### WHAT TO WORK ON
Where a line of the listing below includes the word "components", reproduce that line.

### RECORDS SHOWN
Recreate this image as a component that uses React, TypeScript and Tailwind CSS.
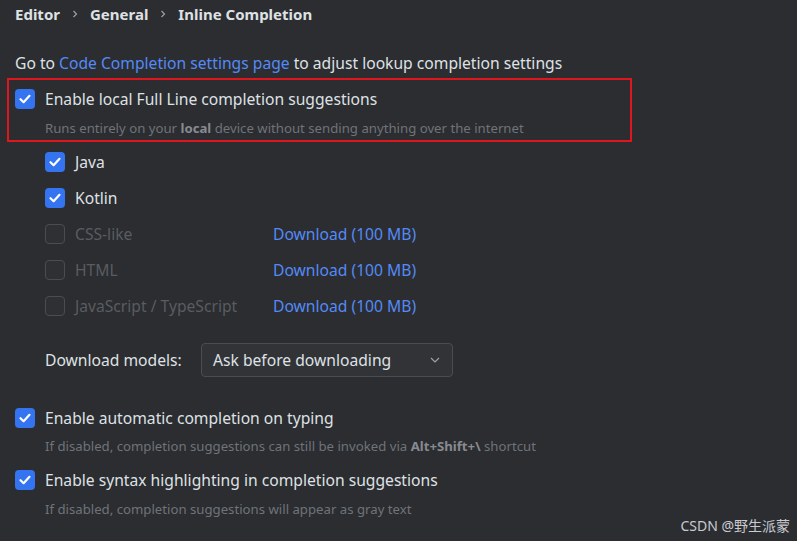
import React from "react";

const FONT = { fontFamily: '"Noto Sans", "Noto Sans CJK SC", sans-serif' };

// Checkbox in the IntelliJ new-UI look
const Check: React.FC<{ checked?: boolean }> = ({ checked }) =>
  checked ? (
    <span className="flex h-[20px] w-[20px] shrink-0 items-center justify-center rounded-[4px] bg-[#3574f0]">
      <svg width="14" height="14" viewBox="0 0 14 14" fill="none">
        <path d="M2.5 7.2 L5.6 10.2 L11.5 3.8" stroke="#fff" strokeWidth="2.2" strokeLinecap="round" strokeLinejoin="round" />
      </svg>
    </span>
  ) : (
    <span className="h-[20px] w-[20px] shrink-0 rounded-[4px] border border-[#4a4c51] bg-[#2e3034]" />
  );

const Crumb: React.FC = () => (
  <svg width="6" height="10" viewBox="0 0 6 10" className="mx-[12px]">
    <path d="M1.5 2 L4.5 5 L1.5 8" stroke="#9da0a8" strokeWidth="1.2" fill="none" />
  </svg>
);

const OptionRow: React.FC<{ label: string; checked?: boolean; disabled?: boolean; download?: boolean }> = ({
  label,
  checked,
  disabled,
  download,
}) => (
  <div className="flex h-[36px] items-center pl-[30px]">
    <Check checked={checked} />
    <span className={`ml-[10px] w-[198px] pt-[2px] text-[15.65px] ${disabled ? "text-[#595c62]" : "text-[#dfe1e5]"}`}>{label}</span>
    {download && <span className="pt-[2px] text-[15.65px] text-[#548af7]">Download (100 MB)</span>}
  </div>
);

export default function App() {
  return (
    <div className="relative h-[541px] w-[797px] overflow-hidden bg-[#2b2d30] px-[15px] text-[#dfe1e5]" style={FONT}>
      <div className="flex h-[28px] items-center text-[15px] font-bold">
        <span>Editor</span>
        <Crumb />
        <span>General</span>
        <Crumb />
        <span>Inline Completion</span>
      </div>

      <div className="mt-[25px] flex h-[20px] items-center whitespace-nowrap pt-[2px] text-[15.65px]">
        Go to&nbsp;<span className="text-[#548af7]">Code Completion settings page</span>&nbsp;to adjust lookup completion settings
      </div>

      <div className="-ml-[8px] mt-[5px] h-[64px] w-[625px] border-2 border-[#e0161f] pl-[6px] pt-[9px]">
        <div className="flex h-[20px] items-center">
          <Check checked />
          <span className="ml-[10px] pt-[2px] text-[15.65px]">Enable local Full Line completion suggestions</span>
        </div>
        <div className="ml-[30px] mt-[11px] flex h-[16px] items-center whitespace-nowrap pt-[2px] text-[13.2px] text-[#6f737a]">
          Runs entirely on your&nbsp;<b className="text-[#878a91]">local</b>&nbsp;device without sending anything over the internet
        </div>
      </div>

      <div className="mt-[2px]">
        <OptionRow label="Java" checked />
        <OptionRow label="Kotlin" checked />
        <OptionRow label="CSS-like" disabled download />
        <OptionRow label="HTML" disabled download />
        <OptionRow label="JavaScript / TypeScript" disabled download />
      </div>

      <div className="mt-[19px] flex h-[34px] items-center pl-[30px]">
        <span className="w-[156px] pt-[2px] text-[15.65px]">Download models:</span>
        <div className="flex h-[34px] w-[252px] items-center justify-between rounded-[4px] border border-[#4a4c51] bg-[#313337] pl-[11px] pr-[12px] text-[15.65px]">
          <span className="pt-[2px]">Ask before downloading</span>
          <svg width="10" height="6" viewBox="0 0 10 6">
            <path d="M1 1 L5 5 L9 1" stroke="#9da0a8" strokeWidth="1.2" fill="none" />
          </svg>
        </div>
      </div>

      <div className="mt-[31px] flex h-[20px] items-center">
        <Check checked />
        <span className="ml-[10px] pt-[2px] text-[15.65px]">Enable automatic completion on typing</span>
      </div>
      <div className="ml-[30px] mt-[10px] flex h-[16px] items-center whitespace-nowrap pt-[2px] text-[13.2px] text-[#6f737a]">
        If disabled, completion suggestions can still be invoked via&nbsp;<b className="text-[#878a91]">Alt+Shift+\</b>&nbsp;shortcut
      </div>

      <div className="mt-[16px] flex h-[20px] items-center">
        <Check checked />
        <span className="ml-[10px] pt-[2px] text-[15.65px]">Enable syntax highlighting in completion suggestions</span>
      </div>
      <div className="ml-[30px] mt-[11px] flex h-[16px] items-center whitespace-nowrap pt-[2px] text-[13.2px] text-[#6f737a]">
        If disabled, completion suggestions will appear as gray text
      </div>

      <div className="absolute bottom-[5px] right-[7px] text-[14px] text-[#c9cbd0]">CSDN @野生派蒙</div>
    </div>
  );
}
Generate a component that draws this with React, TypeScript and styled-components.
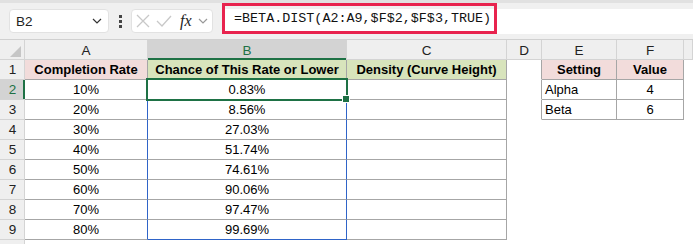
import React from 'react';
import styled, { createGlobalStyle } from 'styled-components';

const GlobalStyle = createGlobalStyle`
  html, body {
    margin: 0;
    padding: 0;
    background: #ffffff;
  }
  body {
    font-family: "Liberation Sans", Arial, sans-serif;
    overflow: hidden;
  }
`;

const colors = {
  toolbar: '#f0f0f0',
  strip: '#e1e1e1',
  header: '#efefef',
  headerSel: '#d3d3d3',
  headerLine: '#d4d4d4',
  border: '#a6a6a6',
  green: '#1e7145',
  blue: '#2f64c8',
  pink: '#f2dcdb',
  lime: '#d8e4bc',
  red: '#e8234e',
  text: '#000000',
};

const Window = styled.div`
  width: 693px;
  height: 244px;
  overflow: hidden;
  background: #fff;
`;

const FormulaBar = styled.div`
  height: 40px;
  box-sizing: border-box;
  background: ${colors.toolbar};
  border-top: 3px solid ${colors.strip};
  border-bottom: 1px solid #d0d0d0;
  display: flex;
  align-items: center;
  padding-left: 9px;
`;

const NameBox = styled.div`
  width: 100px;
  height: 24px;
  box-sizing: border-box;
  background: #fff;
  border: 1px solid #e2e2e2;
  border-radius: 4px;
  display: flex;
  align-items: center;
  justify-content: space-between;
  padding: 0 6px 0 6px;
  font-size: 13.5px;
  color: #222;
`;

const Dots = styled.div`
  width: 22px;
  display: flex;
  justify-content: center;
`;

const FxBox = styled.div`
  width: 82px;
  height: 24px;
  box-sizing: border-box;
  background: #fff;
  border: 1px solid #e2e2e2;
  border-radius: 4px;
  display: flex;
  align-items: center;
  gap: 6px;
  padding: 0 4px 0 4px;
`;

const FxLabel = styled.span`
  font-family: "Liberation Serif", "Times New Roman", serif;
  font-style: italic;
  font-size: 16px;
  color: #222;
  margin-left: 2px;
`;

const FormulaInput = styled.div`
  flex: 1;
  margin-left: 9px;
  height: 25px;
  background: #fff;
  position: relative;
  display: flex;
  align-items: center;
`;

const FormulaText = styled.div`
  position: absolute;
  left: 0;
  top: -6px;
  width: 275px;
  height: 31px;
  box-sizing: border-box;
  border: 3px solid ${colors.red};
  display: flex;
  align-items: center;
  padding-left: 9px;
  font-family: "Liberation Mono", "Courier New", monospace;
  font-size: 13.4px;
  color: #111;
`;

const Sheet = styled.div`
  display: grid;
  grid-template-columns: 25px 123px 199px 160px 35px 75px 67px 9px;
  grid-auto-rows: 20px;
`;

const ColHead = styled.div<{ $sel?: boolean }>`
  background: ${p => (p.$sel ? colors.headerSel : colors.header)};
  border-right: 1px solid ${colors.headerLine};
  box-shadow: ${p => (p.$sel ? `inset 0 -2px 0 ${colors.green}` : `inset 0 -1px 0 ${colors.headerLine}`)};
  color: ${p => (p.$sel ? colors.green : '#222')};
  font-size: 13.5px;
  display: flex;
  align-items: center;
  justify-content: center;
  box-sizing: border-box;
`;

const Corner = styled.div`
  background: ${colors.header};
  border-right: 1px solid ${colors.headerLine};
  box-shadow: inset 0 -1px 0 ${colors.headerLine};
  position: relative;
  box-sizing: border-box;
  &::after {
    content: '';
    position: absolute;
    right: 3px;
    bottom: 3px;
    width: 0;
    height: 0;
    border-left: 11px solid transparent;
    border-bottom: 11px solid #c6c6c6;
  }
`;

const RowHead = styled.div<{ $sel?: boolean }>`
  background: ${p => (p.$sel ? colors.headerSel : colors.header)};
  border-bottom: 1px solid ${colors.headerLine};
  box-shadow: ${p => (p.$sel ? `inset -2px 0 0 ${colors.green}` : `inset -1px 0 0 ${colors.headerLine}`)};
  color: ${p => (p.$sel ? colors.green : '#222')};
  font-size: 13.5px;
  display: flex;
  align-items: center;
  justify-content: center;
  box-sizing: border-box;
`;

const Cell = styled.div<{
  $bg?: string;
  $bold?: boolean;
  $align?: 'left' | 'center';
  $right?: string;
  $bottom?: string;
}>`
  background: ${p => p.$bg || '#fff'};
  font-weight: ${p => (p.$bold ? 700 : 400)};
  font-size: 13px;
  color: ${colors.text};
  display: flex;
  align-items: center;
  justify-content: ${p => (p.$align === 'left' ? 'flex-start' : 'center')};
  padding: 0 3px;
  box-sizing: border-box;
  border-right: 1px solid ${p => p.$right || 'transparent'};
  border-bottom: 1px solid ${p => p.$bottom || 'transparent'};
  position: relative;
  white-space: nowrap;
`;

const Selection = styled.div`
  position: absolute;
  left: -2px;
  top: -2px;
  right: -2px;
  bottom: -2px;
  border: 2px solid ${colors.green};
  pointer-events: none;
  z-index: 2;
`;

const FillHandle = styled.div`
  position: absolute;
  right: -4px;
  bottom: -4px;
  width: 6px;
  height: 6px;
  background: ${colors.green};
  border: 1px solid #fff;
  z-index: 3;
`;

const Chevron = ({ color = '#333' }: { color?: string }) => (
  <svg width="10" height="6" viewBox="0 0 10 6">
    <path d="M1 1 L5 5 L9 1" fill="none" stroke={color} strokeWidth="1.2" />
  </svg>
);

const rows = [
  ['10%', '0.83%'],
  ['20%', '8.56%'],
  ['30%', '27.03%'],
  ['40%', '51.74%'],
  ['50%', '74.61%'],
  ['60%', '90.06%'],
  ['70%', '97.47%'],
  ['80%', '99.69%'],
];

const settings: Record<number, [string, string]> = {
  2: ['Alpha', '4'],
  3: ['Beta', '6'],
};

export default function App() {
  const g = colors.border;
  return (
    <Window>
      <GlobalStyle />
      <FormulaBar>
        <NameBox>
          <span>B2</span>
          <Chevron />
        </NameBox>
        <Dots>
          <svg width="3" height="13" viewBox="0 0 3 13">
            <rect x="0" y="0" width="3" height="3" fill="#444" />
            <rect x="0" y="5" width="3" height="3" fill="#444" />
            <rect x="0" y="10" width="3" height="3" fill="#444" />
          </svg>
        </Dots>
        <FxBox>
          <svg width="14" height="14" viewBox="0 0 14 14">
            <path d="M1 1 L13 13 M13 1 L1 13" stroke="#c8c8c8" strokeWidth="1.3" />
          </svg>
          <svg width="16" height="14" viewBox="0 0 16 14">
            <path d="M1 7 L6 12 L15 2" fill="none" stroke="#c8c8c8" strokeWidth="1.3" />
          </svg>
          <FxLabel>fx</FxLabel>
          <Chevron color="#999" />
        </FxBox>
        <FormulaInput>
          <FormulaText>=BETA.DIST(A2:A9,$F$2,$F$3,TRUE)</FormulaText>
        </FormulaInput>
      </FormulaBar>

      <Sheet>
        <Corner />
        <ColHead>A</ColHead>
        <ColHead $sel>B</ColHead>
        <ColHead>C</ColHead>
        <ColHead>D</ColHead>
        <ColHead>E</ColHead>
        <ColHead>F</ColHead>
        <ColHead />

        <RowHead>1</RowHead>
        <Cell $bg={colors.pink} $bold $right={g} $bottom={g}>Completion Rate</Cell>
        <Cell $bg={colors.lime} $bold $right={g} $bottom={g}>Chance of This Rate or Lower</Cell>
        <Cell $bg={colors.lime} $bold $right={g} $bottom={g}>Density (Curve Height)</Cell>
        <Cell $right={g} />
        <Cell $bg={colors.pink} $bold $right={g} $bottom={g}>Setting</Cell>
        <Cell $bg={colors.pink} $bold $right={g} $bottom={g}>Value</Cell>
        <Cell />

        {rows.map(([rate, chance], i) => {
          const r = i + 2;
          const s = settings[r];
          return (
            <React.Fragment key={r}>
              <RowHead $sel={r === 2}>{r}</RowHead>
              <Cell $right={colors.blue} $bottom={g}>{rate}</Cell>
              <Cell $right={colors.blue} $bottom={r === 9 ? colors.blue : g}>
                {chance}
                {r === 2 && (
                  <Selection>
                    <FillHandle />
                  </Selection>
                )}
              </Cell>
              <Cell $right={g} $bottom={g} />
              <Cell $right={s ? g : undefined} />
              {s ? (
                <>
                  <Cell $align="left" $right={g} $bottom={g}>{s[0]}</Cell>
                  <Cell $right={g} $bottom={g}>{s[1]}</Cell>
                </>
              ) : (
                <>
                  <Cell />
                  <Cell />
                </>
              )}
              <Cell />
            </React.Fragment>
          );
        })}
        <RowHead />
      </Sheet>
    </Window>
  );
}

### FINISHED TASK
Generate a component that draws this with React, TypeScript and styled-components.
import styled, { createGlobalStyle } from 'styled-components';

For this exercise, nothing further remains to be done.